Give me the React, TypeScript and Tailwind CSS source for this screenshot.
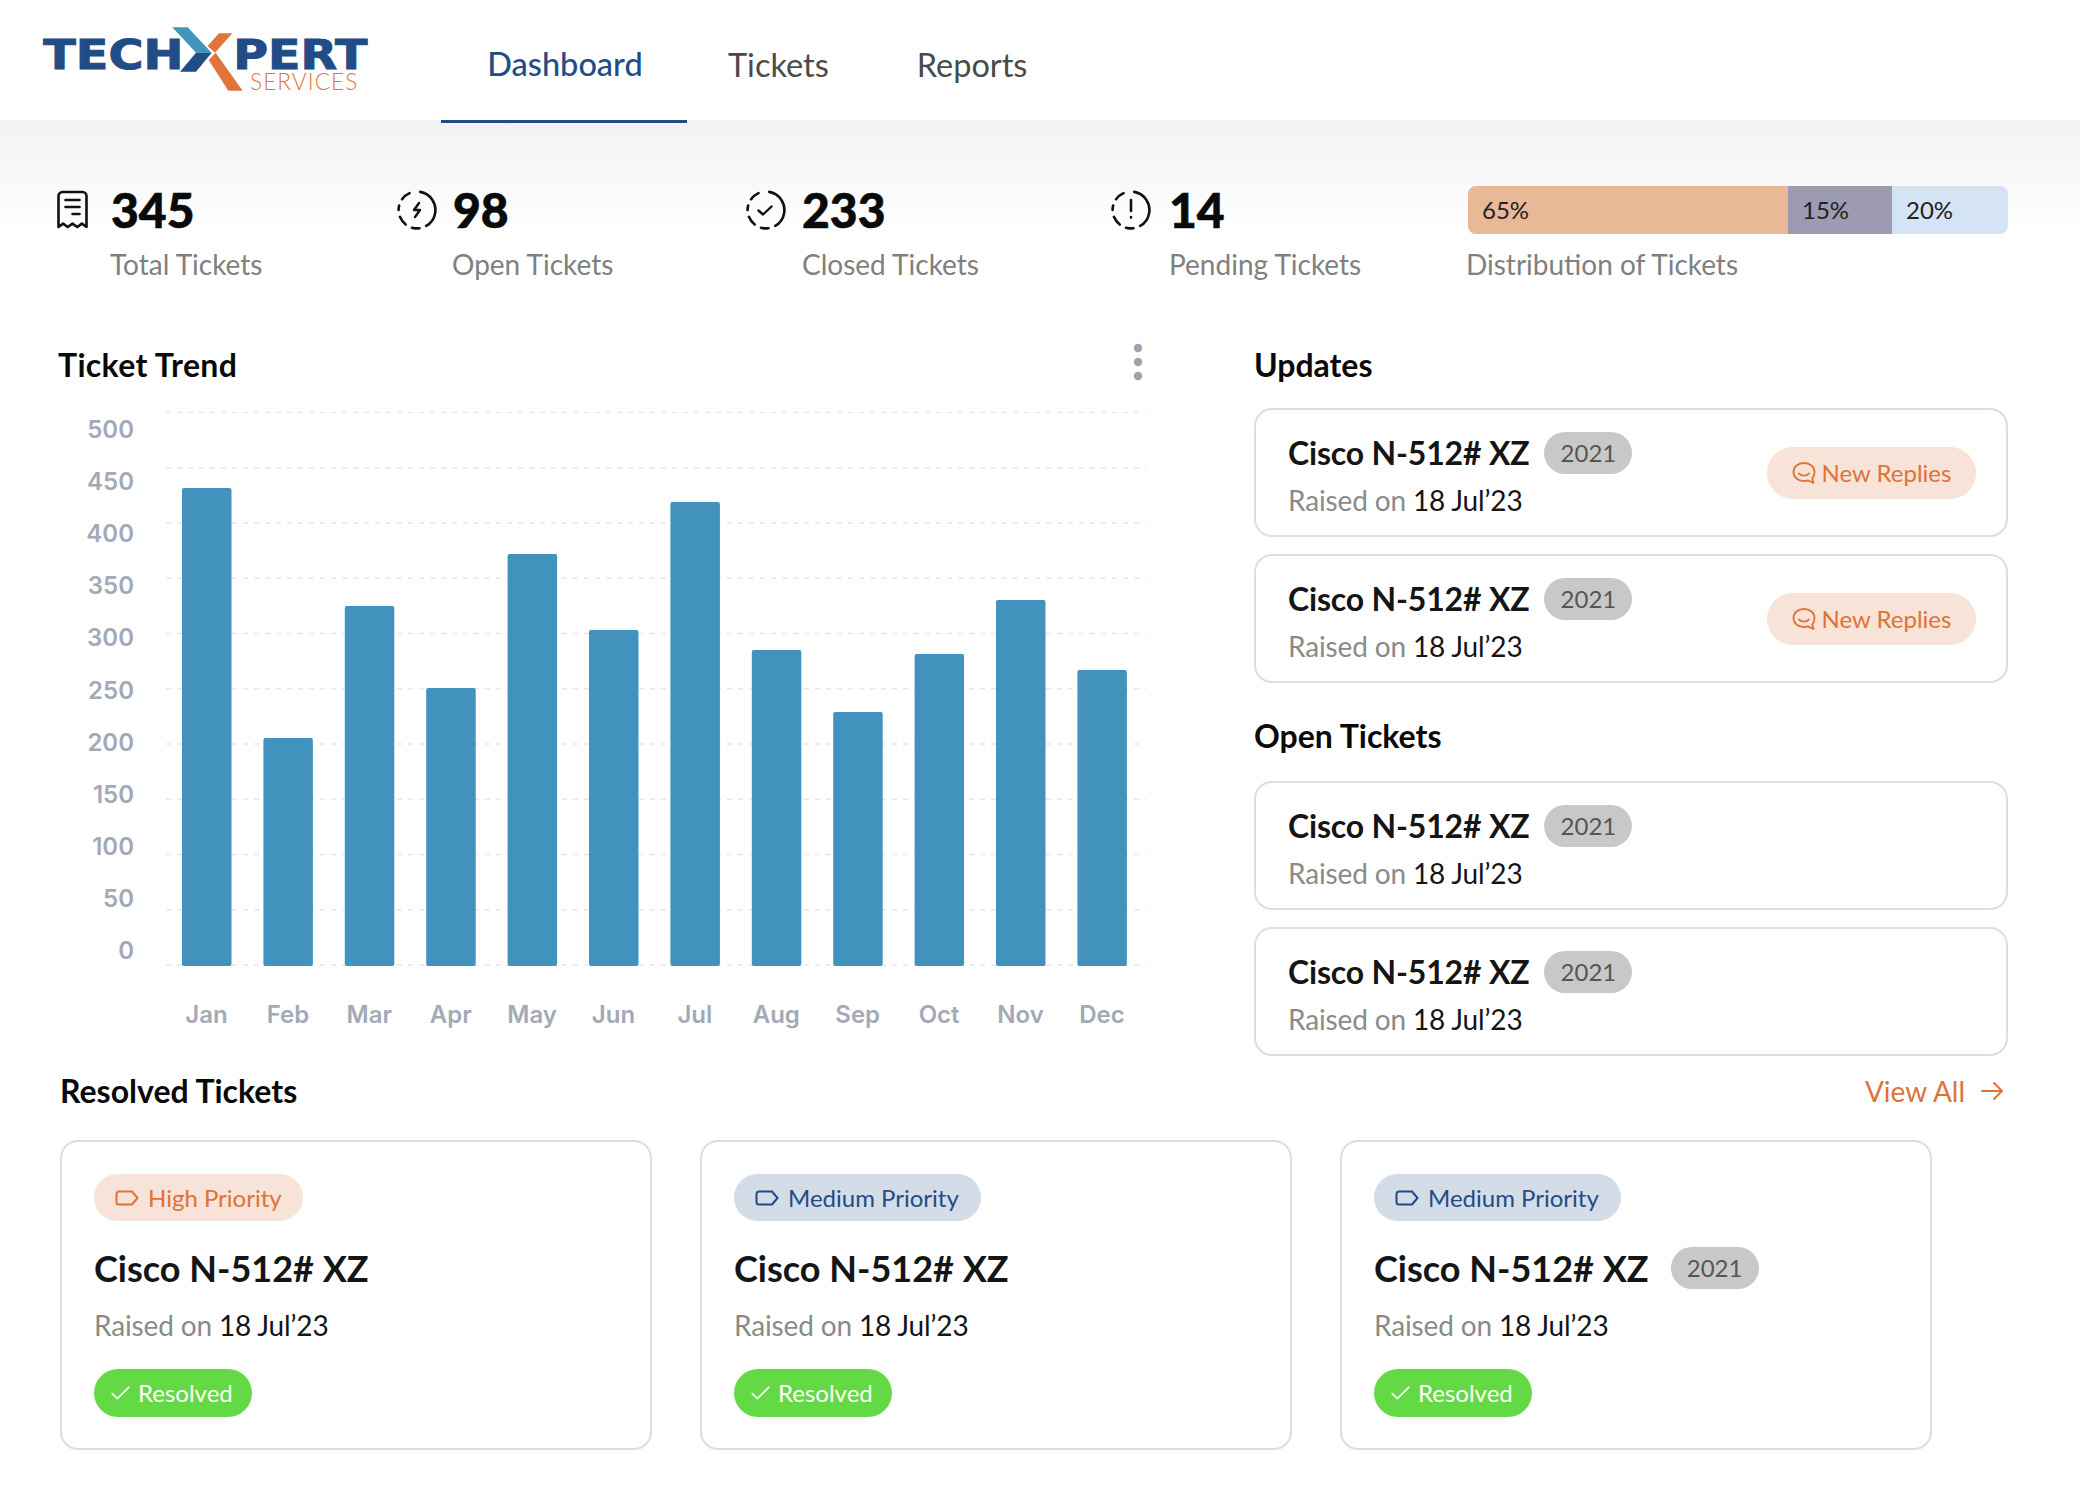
import { Check } from "lucide-react";

const months = ["Jan", "Feb", "Mar", "Apr", "May", "Jun", "Jul", "Aug", "Sep", "Oct", "Nov", "Dec"];
const barTops = [488, 738, 606, 688, 554, 630, 502, 650, 712, 654, 600, 670];
const yLabels = [500, 450, 400, 350, 300, 250, 200, 150, 100, 50, 0];

function Logo() {
  return (
    <svg width="360" height="100" viewBox="0 0 1080 300" className="shrink-0">
      <text x="70" y="178" fontFamily="DejaVu Sans" fontWeight="700" fontSize="122" fill="#214C86" stroke="#214C86" strokeWidth="3" textLength="420" lengthAdjust="spacingAndGlyphs">
        TECH
      </text>
      <text x="640" y="178" fontFamily="DejaVu Sans" fontWeight="700" fontSize="122" fill="#214C86" stroke="#214C86" strokeWidth="3" textLength="402" lengthAdjust="spacingAndGlyphs">
        PERT
      </text>
      <polygon points="457,52 503,52 575,128 528,128" fill="#4096BD" />
      <polygon points="480,185 528,185 575,128 528,128" fill="#214C86" />
      <polygon points="563,108 597,70 637,70 585,128" fill="#E1743A" />
      <polygon points="566,150 587,128 668,242 625,242" fill="#E1743A" />
      <text x="690" y="241" fontFamily="Lato" fontWeight="300" fontSize="68" fill="#E1743A" textLength="322" lengthAdjust="spacing">
        SERVICES
      </text>
    </svg>
  );
}

function DashedCircle({ children }: { children: React.ReactNode }) {
  return (
    <svg width="40" height="40" viewBox="0 0 40 40" fill="none" stroke="#111" strokeWidth="2.6" strokeLinecap="round" strokeLinejoin="round">
      <circle cx="20" cy="20" r="18.4" pathLength={360} strokeDasharray="140 22 24 22 30 22 14 22 30 54" transform="rotate(-80 20 20)" />
      {children}
    </svg>
  );
}

function ReceiptIcon() {
  return (
    <svg width="34" height="40" viewBox="0 0 34 40" fill="none" stroke="#111" strokeWidth="2.6" strokeLinecap="round" strokeLinejoin="round">
      <path d="M1.500 37V6a4 4 0 0 1 4-4h20a4 4 0 0 1 4 4v31l-4.600-3.400-4.600 3.400-4.800-3.400-4.800 3.400-4.600-3.400z" />
      <path d="M8.500 10h14M8.500 17h14M15.500 24h7" />
    </svg>
  );
}

function TagIcon({ color }: { color: string }) {
  return (
    <svg width="24" height="16" viewBox="0 0 24 16" fill="none" stroke={color} strokeWidth="2" strokeLinejoin="round">
      <path d="M4 1.500h13l5.500 6.500-5.500 6.500H4a2.500 2.500 0 0 1-2.500-2.500V4A2.500 2.500 0 0 1 4 1.500z" />
    </svg>
  );
}

function ReplyIcon() {
  return (
    <svg width="24" height="24" viewBox="0 0 24 24" fill="none" stroke="#E07236" strokeWidth="1.8" strokeLinecap="round" strokeLinejoin="round">
      <path d="M12 2C6 2 1.500 5.800 1.500 11S6 20 12 20c2 0 2.700-.2 3.800-.6L21.500 22l-1.200-4.600C22 15.800 22.500 13.500 22.500 11 22.500 5.800 18 2 12 2z" />
      <path d="M7 12.500c2.800 2.800 7.200 2.800 10 0" />
    </svg>
  );
}

function ArrowIcon() {
  return (
    <svg width="24" height="20" viewBox="0 0 24 20" fill="none" stroke="#E07236" strokeWidth="2" strokeLinecap="round" strokeLinejoin="round">
      <path d="M2 10h20M14 2l8 8-8 8" />
    </svg>
  );
}

function YearBadge() {
  return (
    <span className="flex h-[42px] w-[88px] items-center justify-center rounded-full bg-[#C8C8C8] text-[24px] text-[#555555]">2021</span>
  );
}

function RaisedOn() {
  return (
    <p className="text-[28px] leading-[40px] tracking-[-0.15px] text-[#8A8A8A]">
      Raised on <span className="text-[#151515]">18 Jul’23</span>
    </p>
  );
}

function TicketCard({ replies }: { replies?: boolean }) {
  return (
    <div className="flex h-[129px] items-center justify-between rounded-[18px] border-2 border-[#DEDEDE] bg-white pr-[30px] pl-[32px]">
      <div className="pt-[6px]">
        <div className="flex h-[42px] items-center gap-[15px]">
          <span className="text-[32px] font-bold tracking-[-0.18px] text-[#151515]">Cisco N-512# XZ</span>
          <YearBadge />
        </div>
        <div className="mt-[6px]">
          <RaisedOn />
        </div>
      </div>
      {replies && (
        <span className="flex h-[52px] w-[209px] items-center justify-center gap-[6px] rounded-full bg-[#F7E3D7] text-[24px] text-[#E07236]">
          <ReplyIcon />
          New Replies
        </span>
      )}
    </div>
  );
}

function ResolvedCard({ medium, badge }: { medium?: boolean; badge?: boolean }) {
  return (
    <div className="h-[310px] w-[592px] rounded-[18px] border-2 border-[#DEDEDE] bg-white pt-[32px] pl-[32px]">
      {medium ? (
        <span className="flex h-[47px] w-[247px] items-center gap-[9px] rounded-full bg-[#D3DCE7] pl-[21px] text-[24px] text-[#214C86]">
          <TagIcon color="#214C86" />
          Medium Priority
        </span>
      ) : (
        <span className="flex h-[47px] w-[209px] items-center gap-[9px] rounded-full bg-[#F7E3D7] pl-[21px] text-[24px] text-[#E07236]">
          <TagIcon color="#E07236" />
          High Priority
        </span>
      )}
      <div className="mt-[22px] flex h-[50px] items-center gap-[22px]">
        <span className="text-[36px] font-bold text-[#151515]">Cisco N-512# XZ</span>
        {badge && <YearBadge />}
      </div>
      <div className="mt-[12px]">
        <RaisedOn />
      </div>
      <span className="mt-[24px] flex h-[48px] w-[158px] items-center gap-[5px] rounded-full bg-[#63D945] pl-[14px] text-[24px] text-white">
        <Check size={25} strokeWidth={1.6} />
        Resolved
      </span>
    </div>
  );
}

function TrendChart() {
  return (
    <svg width="1100" height="640" viewBox="58 400 1100 640" className="mt-[15px] block">
      {yLabels.map((label, i) => (
        <g key={label}>
          <line x1="166" x2="1146" y1={412.5 + i * 55.25} y2={412.5 + i * 55.25} stroke="#E5E7EB" strokeWidth="1.5" strokeDasharray="5 6" />
          <text x="134" y={438 + i * 52.1} textAnchor="end" fontFamily="Inter" fontWeight="600" fontSize="24" fill="#A3A9B7">
            {label}
          </text>
        </g>
      ))}
      {months.map((month, i) => (
        <g key={month}>
          <rect x={182 + i * 81.4} y={barTops[i]} width="49.5" height={966 - barTops[i]} rx="2" fill="#4193BD" />
          <text x={206.500 + i * 81.4} y="1023" textAnchor="middle" fontFamily="Inter" fontWeight="600" fontSize="24" fill="#A3A9B7">
            {month}
          </text>
        </g>
      ))}
    </svg>
  );
}

const stats = [
  { value: "345", label: "Total Tickets", box: "w-[340px]", gap: "gap-[20px]", icon: <ReceiptIcon /> },
  {
    value: "98",
    label: "Open Tickets",
    box: "w-[349px]",
    gap: "gap-[16px]",
    icon: (
      <DashedCircle>
        <path d="M22 13l-5 7h6l-5 7" strokeWidth="2.4" />
      </DashedCircle>
    ),
  },
  {
    value: "233",
    label: "Closed Tickets",
    box: "w-[365px]",
    gap: "gap-[16px]",
    icon: (
      <DashedCircle>
        <path d="M12.500 20.500l4.500 4 8.500-8" strokeWidth="2.4" />
      </DashedCircle>
    ),
  },
  {
    value: "14",
    label: "Pending Tickets",
    box: "w-[357px]",
    gap: "gap-[18px]",
    icon: (
      <DashedCircle>
        <path d="M20 10v11M20 27v.5" strokeWidth="2.6" />
      </DashedCircle>
    ),
  },
];

export default function App() {
  return (
    <div className="h-[1500px] w-[2080px] overflow-hidden bg-white font-[Lato,sans-serif]">
      {/* Header */}
      <header className="relative z-10 flex h-[120px] items-start bg-white">
        <div className="ml-[20px] mt-[10px] w-[421px]">
          <Logo />
        </div>
        <nav className="flex text-[32.5px]">
          <a className="flex h-[123px] w-[246px] items-center justify-center border-b-[3px] border-[#214C86] pt-[9px] pl-[2px] font-medium text-[#214C86]">Dashboard</a>
          <a className="ml-[41px] flex h-[120px] items-center pt-[10px] text-[#4A4A4A]">Tickets</a>
          <a className="ml-[88px] flex h-[120px] items-center pt-[10px] text-[#4A4A4A]">Reports</a>
        </nav>
      </header>

      {/* Stats */}
      <section className="flex h-[164px] bg-gradient-to-b from-[#F2F2F2] to-white to-70% pt-[66px] pl-[57px]">
        {stats.map((stat) => (
          <div key={stat.label} className={stat.box}>
            <div className={`flex h-[48px] items-center ${stat.gap}`}>
              {stat.icon}
              <span className="text-[48px] font-black leading-[48px] text-[#0A0A0A] [-webkit-text-stroke:0.6px_#0A0A0A]">{stat.value}</span>
            </div>
          </div>
        ))}
        <div className="w-[540px]">
          <div className="flex h-[48px] w-[540px] overflow-hidden rounded-[8px] text-[24px] text-[#222222]">
            <div className="flex w-[320px] items-center bg-[#E9B896] pl-[14px]">65%</div>
            <div className="flex w-[104px] items-center bg-[#9C9BB2] pl-[14px]">15%</div>
            <div className="flex flex-1 items-center bg-[#D5E4F5] pl-[14px]">20%</div>
          </div>
        </div>
      </section>
      <div className="-mt-[38px] flex h-[36px] text-[28px] leading-[36px] text-[#808080]">
        <span className="ml-[110px] w-[342px]">Total Tickets</span>
        <span className="w-[350px]">Open Tickets</span>
        <span className="w-[367px]">Closed Tickets</span>
        <span className="w-[297px]">Pending Tickets</span>
        <span>Distribution of Tickets</span>
      </div>

      {/* Trend and side lists */}
      <section className="mt-[63px] flex pl-[58px]">
        <div className="w-[1196px]">
          <div className="flex h-[40px] w-[1085px] items-start justify-between">
            <h2 className="text-[32px] font-bold leading-[40px] tracking-[0.33px] text-[#0A0A0A]">Ticket Trend</h2>
            <svg width="10" height="38" viewBox="0 0 10 38" className="-mt-[2px]" fill="#9CA3AF">
              <circle cx="5" cy="5" r="4.200" />
              <circle cx="5" cy="19" r="4.200" />
              <circle cx="5" cy="33" r="4.200" />
            </svg>
          </div>
          <TrendChart />
        </div>
        <div className="w-[754px]">
          <h2 className="text-[32px] font-bold leading-[40px] text-[#0A0A0A]">Updates</h2>
          <div className="mt-[23px] flex flex-col gap-[17px]">
            <TicketCard replies />
            <TicketCard replies />
          </div>
          <h2 className="mt-[33px] text-[32px] font-bold leading-[40px] text-[#0A0A0A]">Open Tickets</h2>
          <div className="mt-[25px] flex flex-col gap-[17px]">
            <TicketCard />
            <TicketCard />
          </div>
        </div>
      </section>

      {/* Resolved */}
      <section className="mt-[15px] pl-[60px]">
        <div className="flex h-[40px] w-[1948px] items-center justify-between">
          <h2 className="text-[32px] font-bold leading-[40px] text-[#0A0A0A]">Resolved Tickets</h2>
          <a className="mr-[4px] flex items-center gap-[15px] text-[28px] text-[#E07236]">
            View All
            <ArrowIcon />
          </a>
        </div>
        <div className="mt-[29px] flex gap-[48px]">
          <ResolvedCard />
          <ResolvedCard medium />
          <ResolvedCard medium badge />
        </div>
      </section>
    </div>
  );
}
::::::
- **What to work on**
Copy exactly the lines running from the beginning of the listing through the line that has "100, 50, 0];". Drop the pictures.

- **Full output**
Give me the React, TypeScript and Tailwind CSS source for this screenshot.
import { Check } from "lucide-react";

const months = ["Jan", "Feb", "Mar", "Apr", "May", "Jun", "Jul", "Aug", "Sep", "Oct", "Nov", "Dec"];
const barTops = [488, 738, 606, 688, 554, 630, 502, 650, 712, 654, 600, 670];
const yLabels = [500, 450, 400, 350, 300, 250, 200, 150, 100, 50, 0];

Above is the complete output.